Fraud, votes, and protest potential in Russia’s regions

Regina Smyth,
Professor, Political Science,
Indiana University,
United States

Timothy Model,
Quantitative Researcher,
Fors Marsh Group, LLC,
United States

Since 1993, Russian governments have engaged in election fraud. After 2003, outsized victories became common as the government used fraud as a means of projecting strength. In 2021, the Kremlin sought to increase United Russia’s (UR) vote in regions that lagged national averages, including Moscow. This goal was ambitious. Support for UR declined precipitously in pre-election polls. While the election has shown the regime’s capacity to manufacture votes, regional variation suggests limits to the regime’s ability to project a national constituency.

Regional variation

Many tools of electoral manipulation such as limiting party registration, controlling media, or changing rules are deployed at the national level. These changes do not provide voters with new information about the regime’s strength or regional support. In contrast, electoral control strategies such as barring candidates and ballot stuffing operate at the district or precinct level and provide insight into regional differences.

The 2021 contests highlighted regional variation in strategic deployment. In 2016 SMD races, the Kremlin included five or six candidates on each district ballot to shape UR victories. By 2021, both the number of candidates and party affiliations varied widely to accommodate local conditions. For example, the regime’s reliance on spoiler candidates sharing the same name as a strong challenger, and parties designed to draw support away from potential threats to UR candidates increased.

In some regions, manipulation could not obscure UR opposition. Perm saw a relatively competitive race where a regional NGO, Plus One, agitated to support independent candidates for the City Council. In 30 SMD races, UR secured victory with less than 30 percent of the vote. In Eastern Russia, early returns underscored declining regional support for UR and in the Nenets and Khabarovsk regions, the Communist Party of the Russian Federation (KPRF) outperformed UR in the proportional representation party list race (PR). The KPRF also increased its regional legislative cohorts in 34 of 39 regions.

Falsification shaped UR success in six regions where support for UR was declining.
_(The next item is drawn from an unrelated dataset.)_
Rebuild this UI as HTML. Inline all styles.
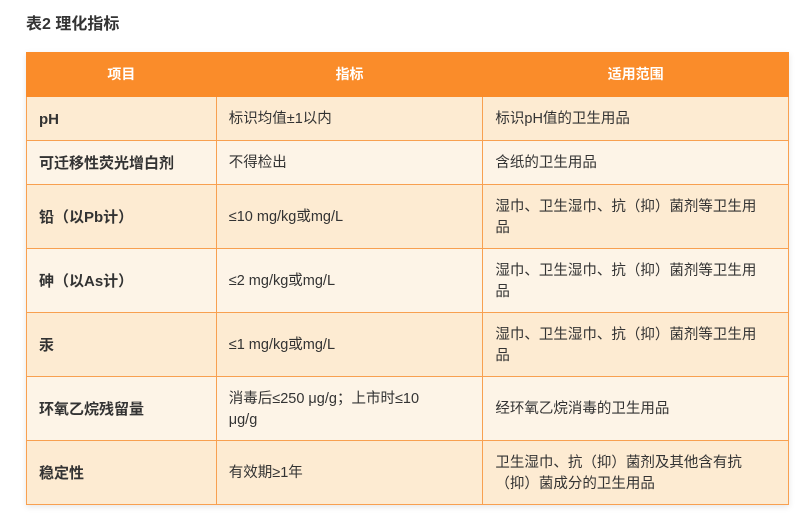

The Kremlin introduced a compromised system of electronic voting to falsify results. This innovation secured victories in SMD races and slowed voter defection in regional legislatures and the national PR race. Only in the contested region, Sevastopol, annexed from Ukraine in 2014, did UR support increase in the PR race. Only in Moscow, where electronic voting altered votes, did the UR faction in the regional duma increase.

In contrast, since the 1990s, Russia’s ethnic Republics have disproportionately influenced national votes and perceptions of UR popularity. This election was no different. In five regions, UR received at least 80 percent of the vote. Those regions – Karachayevo-Cherkessia, Dagestan, Ingushetia, Tuva, and Chechen Republic – account for just 4.8 percent of the total votes cast but 8.1 percent of UR’s national total. The decision to allow citizens in Ukrainian territories plumped national totals another 0.5 percent. Without these regions, UR average regional support falls from 47.7 to 45.3 percent. Where UR received at least 70 percent of the vote,  nine regions – now including Kabardino-Balkaria, North Ossetia, Kemerovo, and Tatarstan – make up 21 percent of UR’s national vote but just 13 percent of total votes cast. Excluding them drops UR regional average support to 43.7 percent.

This preliminary analysis suggests that the regime’s capacity to falsify remains strong in some regions, adding to national total and regional averages of turnout and vote share. Yet, a closer look at variation belies Kremlin rhetoric of national unity.

Dissonance and protest

As Khabarovsk and Nenets illustrate, regional variation in patterns of manipulation, turnout, and votes is linked to protest patterns. In a rare regional study of political attitudes, the Norwegian LegitRuss project shows that only 28 percent of respondents in Kemerovo, a super-region, said that they would vote for UR. In contrast, more than 50 percent of regional respondents expressed interest in attending a post-election protest, a number well above the national average. In Archangelsk 27 percent of respondents said that they would vote for UR, while 49 percent said that they would protest falsified results.

While interest is only the first stage of protest mobilization, the representation gap created by falsification is growing. This difference in social attitudes and election outcomes generates cognitive dissonance often expressed as anger, raising the potential for new issue-based protest. As with the recent, trash incinerator protests, these actions could spread rapidly across the Federation, demanding state response and spilling over into future politics.